>>

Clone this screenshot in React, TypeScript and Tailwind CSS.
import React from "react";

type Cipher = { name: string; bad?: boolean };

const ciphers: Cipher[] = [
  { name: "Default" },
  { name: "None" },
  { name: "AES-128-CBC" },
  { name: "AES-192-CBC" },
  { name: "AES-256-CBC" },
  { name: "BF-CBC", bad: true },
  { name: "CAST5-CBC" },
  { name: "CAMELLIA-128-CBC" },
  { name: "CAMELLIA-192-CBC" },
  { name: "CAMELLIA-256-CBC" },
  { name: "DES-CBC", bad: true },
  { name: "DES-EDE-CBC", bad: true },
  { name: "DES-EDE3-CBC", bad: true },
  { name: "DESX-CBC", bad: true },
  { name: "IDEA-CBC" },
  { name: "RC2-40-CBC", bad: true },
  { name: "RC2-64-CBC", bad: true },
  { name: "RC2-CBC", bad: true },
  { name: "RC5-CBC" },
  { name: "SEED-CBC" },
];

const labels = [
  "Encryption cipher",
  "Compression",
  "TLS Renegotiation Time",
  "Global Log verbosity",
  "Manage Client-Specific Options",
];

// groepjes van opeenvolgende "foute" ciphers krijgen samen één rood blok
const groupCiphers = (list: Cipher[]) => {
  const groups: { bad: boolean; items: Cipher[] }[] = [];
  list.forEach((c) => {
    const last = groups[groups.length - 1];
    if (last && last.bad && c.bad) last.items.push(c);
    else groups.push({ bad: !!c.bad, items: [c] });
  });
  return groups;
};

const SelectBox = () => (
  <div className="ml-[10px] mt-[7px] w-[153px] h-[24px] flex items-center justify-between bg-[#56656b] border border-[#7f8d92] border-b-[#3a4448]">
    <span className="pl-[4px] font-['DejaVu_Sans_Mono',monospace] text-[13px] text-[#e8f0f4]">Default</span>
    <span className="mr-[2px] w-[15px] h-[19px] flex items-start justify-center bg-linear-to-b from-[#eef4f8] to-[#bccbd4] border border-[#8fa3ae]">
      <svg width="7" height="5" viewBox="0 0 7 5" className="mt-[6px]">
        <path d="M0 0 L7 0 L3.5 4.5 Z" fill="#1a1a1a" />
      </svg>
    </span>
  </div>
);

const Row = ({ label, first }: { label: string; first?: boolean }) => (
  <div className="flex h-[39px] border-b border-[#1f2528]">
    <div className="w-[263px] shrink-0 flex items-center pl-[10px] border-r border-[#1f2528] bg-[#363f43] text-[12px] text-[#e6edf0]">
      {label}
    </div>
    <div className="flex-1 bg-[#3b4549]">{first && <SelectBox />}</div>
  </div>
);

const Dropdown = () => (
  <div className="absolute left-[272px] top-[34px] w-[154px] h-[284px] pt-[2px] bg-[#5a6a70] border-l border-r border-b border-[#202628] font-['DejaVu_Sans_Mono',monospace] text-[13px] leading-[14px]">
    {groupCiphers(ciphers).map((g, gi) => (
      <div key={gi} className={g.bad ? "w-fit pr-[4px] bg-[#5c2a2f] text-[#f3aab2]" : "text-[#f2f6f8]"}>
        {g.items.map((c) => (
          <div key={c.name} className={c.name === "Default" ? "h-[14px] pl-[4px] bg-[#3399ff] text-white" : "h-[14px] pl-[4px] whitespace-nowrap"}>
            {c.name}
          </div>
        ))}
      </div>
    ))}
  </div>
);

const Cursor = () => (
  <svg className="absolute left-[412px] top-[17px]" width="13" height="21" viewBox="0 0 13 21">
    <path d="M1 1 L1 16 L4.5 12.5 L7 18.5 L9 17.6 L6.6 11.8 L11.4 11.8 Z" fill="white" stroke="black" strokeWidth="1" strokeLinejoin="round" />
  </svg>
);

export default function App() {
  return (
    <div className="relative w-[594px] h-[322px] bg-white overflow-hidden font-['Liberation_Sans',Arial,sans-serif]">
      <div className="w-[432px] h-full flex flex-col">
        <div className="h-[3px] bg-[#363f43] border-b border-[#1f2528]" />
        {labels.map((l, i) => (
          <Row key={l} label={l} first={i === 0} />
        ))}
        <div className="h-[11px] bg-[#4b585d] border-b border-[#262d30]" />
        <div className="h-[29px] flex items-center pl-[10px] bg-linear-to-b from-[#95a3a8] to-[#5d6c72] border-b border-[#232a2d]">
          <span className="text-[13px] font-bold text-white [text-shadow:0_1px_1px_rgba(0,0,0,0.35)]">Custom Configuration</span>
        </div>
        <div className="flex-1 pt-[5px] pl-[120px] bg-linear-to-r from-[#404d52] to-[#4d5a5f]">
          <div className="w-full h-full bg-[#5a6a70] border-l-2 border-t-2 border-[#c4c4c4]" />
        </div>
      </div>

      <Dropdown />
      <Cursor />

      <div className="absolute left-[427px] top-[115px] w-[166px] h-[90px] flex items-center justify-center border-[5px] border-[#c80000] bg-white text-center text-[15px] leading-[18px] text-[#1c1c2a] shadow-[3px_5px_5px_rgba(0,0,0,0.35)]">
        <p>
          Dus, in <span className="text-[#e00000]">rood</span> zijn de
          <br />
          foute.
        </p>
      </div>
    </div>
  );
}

<<

__Written problem__. Repeat the whole listing exactly, keeping every line intact.

__Complete answer__.
Clone this screenshot in React, TypeScript and Tailwind CSS.
import React from "react";

type Cipher = { name: string; bad?: boolean };

const ciphers: Cipher[] = [
  { name: "Default" },
  { name: "None" },
  { name: "AES-128-CBC" },
  { name: "AES-192-CBC" },
  { name: "AES-256-CBC" },
  { name: "BF-CBC", bad: true },
  { name: "CAST5-CBC" },
  { name: "CAMELLIA-128-CBC" },
  { name: "CAMELLIA-192-CBC" },
  { name: "CAMELLIA-256-CBC" },
  { name: "DES-CBC", bad: true },
  { name: "DES-EDE-CBC", bad: true },
  { name: "DES-EDE3-CBC", bad: true },
  { name: "DESX-CBC", bad: true },
  { name: "IDEA-CBC" },
  { name: "RC2-40-CBC", bad: true },
  { name: "RC2-64-CBC", bad: true },
  { name: "RC2-CBC", bad: true },
  { name: "RC5-CBC" },
  { name: "SEED-CBC" },
];

const labels = [
  "Encryption cipher",
  "Compression",
  "TLS Renegotiation Time",
  "Global Log verbosity",
  "Manage Client-Specific Options",
];

// groepjes van opeenvolgende "foute" ciphers krijgen samen één rood blok
const groupCiphers = (list: Cipher[]) => {
  const groups: { bad: boolean; items: Cipher[] }[] = [];
  list.forEach((c) => {
    const last = groups[groups.length - 1];
    if (last && last.bad && c.bad) last.items.push(c);
    else groups.push({ bad: !!c.bad, items: [c] });
  });
  return groups;
};

const SelectBox = () => (
  <div className="ml-[10px] mt-[7px] w-[153px] h-[24px] flex items-center justify-between bg-[#56656b] border border-[#7f8d92] border-b-[#3a4448]">
    <span className="pl-[4px] font-['DejaVu_Sans_Mono',monospace] text-[13px] text-[#e8f0f4]">Default</span>
    <span className="mr-[2px] w-[15px] h-[19px] flex items-start justify-center bg-linear-to-b from-[#eef4f8] to-[#bccbd4] border border-[#8fa3ae]">
      <svg width="7" height="5" viewBox="0 0 7 5" className="mt-[6px]">
        <path d="M0 0 L7 0 L3.5 4.5 Z" fill="#1a1a1a" />
      </svg>
    </span>
  </div>
);

const Row = ({ label, first }: { label: string; first?: boolean }) => (
  <div className="flex h-[39px] border-b border-[#1f2528]">
    <div className="w-[263px] shrink-0 flex items-center pl-[10px] border-r border-[#1f2528] bg-[#363f43] text-[12px] text-[#e6edf0]">
      {label}
    </div>
    <div className="flex-1 bg-[#3b4549]">{first && <SelectBox />}</div>
  </div>
);

const Dropdown = () => (
  <div className="absolute left-[272px] top-[34px] w-[154px] h-[284px] pt-[2px] bg-[#5a6a70] border-l border-r border-b border-[#202628] font-['DejaVu_Sans_Mono',monospace] text-[13px] leading-[14px]">
    {groupCiphers(ciphers).map((g, gi) => (
      <div key={gi} className={g.bad ? "w-fit pr-[4px] bg-[#5c2a2f] text-[#f3aab2]" : "text-[#f2f6f8]"}>
        {g.items.map((c) => (
          <div key={c.name} className={c.name === "Default" ? "h-[14px] pl-[4px] bg-[#3399ff] text-white" : "h-[14px] pl-[4px] whitespace-nowrap"}>
            {c.name}
          </div>
        ))}
      </div>
    ))}
  </div>
);

const Cursor = () => (
  <svg className="absolute left-[412px] top-[17px]" width="13" height="21" viewBox="0 0 13 21">
    <path d="M1 1 L1 16 L4.5 12.5 L7 18.5 L9 17.6 L6.6 11.8 L11.4 11.8 Z" fill="white" stroke="black" strokeWidth="1" strokeLinejoin="round" />
  </svg>
);

export default function App() {
  return (
    <div className="relative w-[594px] h-[322px] bg-white overflow-hidden font-['Liberation_Sans',Arial,sans-serif]">
      <div className="w-[432px] h-full flex flex-col">
        <div className="h-[3px] bg-[#363f43] border-b border-[#1f2528]" />
        {labels.map((l, i) => (
          <Row key={l} label={l} first={i === 0} />
        ))}
        <div className="h-[11px] bg-[#4b585d] border-b border-[#262d30]" />
        <div className="h-[29px] flex items-center pl-[10px] bg-linear-to-b from-[#95a3a8] to-[#5d6c72] border-b border-[#232a2d]">
          <span className="text-[13px] font-bold text-white [text-shadow:0_1px_1px_rgba(0,0,0,0.35)]">Custom Configuration</span>
        </div>
        <div className="flex-1 pt-[5px] pl-[120px] bg-linear-to-r from-[#404d52] to-[#4d5a5f]">
          <div className="w-full h-full bg-[#5a6a70] border-l-2 border-t-2 border-[#c4c4c4]" />
        </div>
      </div>

      <Dropdown />
      <Cursor />

      <div className="absolute left-[427px] top-[115px] w-[166px] h-[90px] flex items-center justify-center border-[5px] border-[#c80000] bg-white text-center text-[15px] leading-[18px] text-[#1c1c2a] shadow-[3px_5px_5px_rgba(0,0,0,0.35)]">
        <p>
          Dus, in <span className="text-[#e00000]">rood</span> zijn de
          <br />
          foute.
        </p>
      </div>
    </div>
  );
}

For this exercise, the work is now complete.